As Yankovich crooned about Jar Jar and Darth Vader, the audience swayed in unison. Fans belted out every word with an emotional intensity you rarely see, especially in strangers.

A man at the back of the floor-level seats clapped along, smiling so deeply that he missed a few of the words. On the second tier, a woman and her daughter bobbed their heads in unison as they sang, as if to each other, as they’ve likely done so many times before.

One of the ushers in her regal theater outfit leaned forward as she sang, her hand over her heart. She was singing along with a lifelong hero — she wasn’t about to just stand there rigid and tidy. Everyone shook off the world outside the theater, a world smacking with politics and war, a world full of nags and jobs and money and illness and heartbreak, a world full of unpredictable outcomes that often change everything.

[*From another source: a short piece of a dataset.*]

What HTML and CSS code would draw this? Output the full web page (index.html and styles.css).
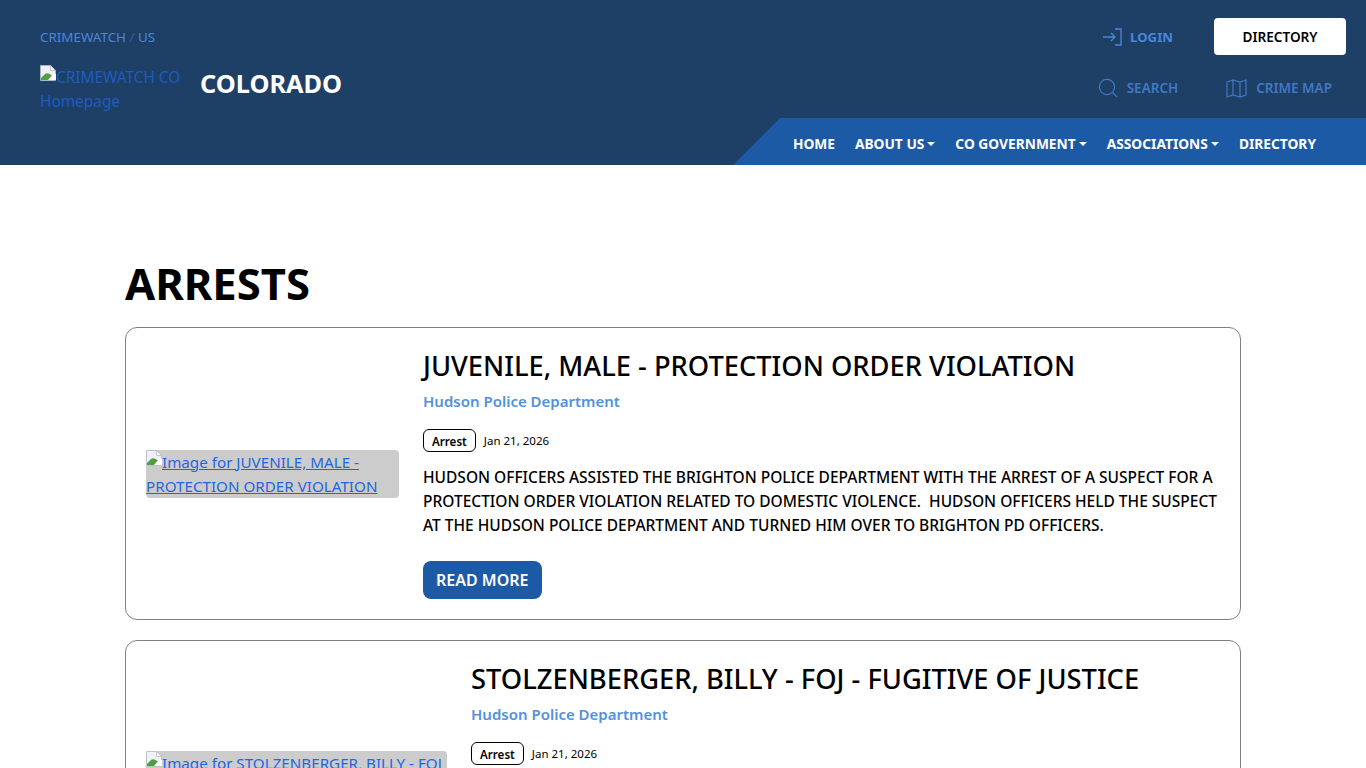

For those 90 minutes, that elegant cavelike theater in Dallas offered an experience that was both communal and instructive. Every person walked out with a little more positivity than he or she had walked in with. In many ways, that shift resembles the feeling Yankovic had during his performance on The Tonight Show with Johnny Carson all those years ago: When he looked into the camera, it was like looking into America. It was like you were looking at America, and America was looking back at you.

Nearly all of Yankovic’s 2018 shows have sold out. If the Dallas show represents what the tour will accomplish, that is an incredible thing. There’s no single word for it, but you can feel it, and you can see it, and the more you feel it and see it, the happier you’ll be. Isn’t that lovely?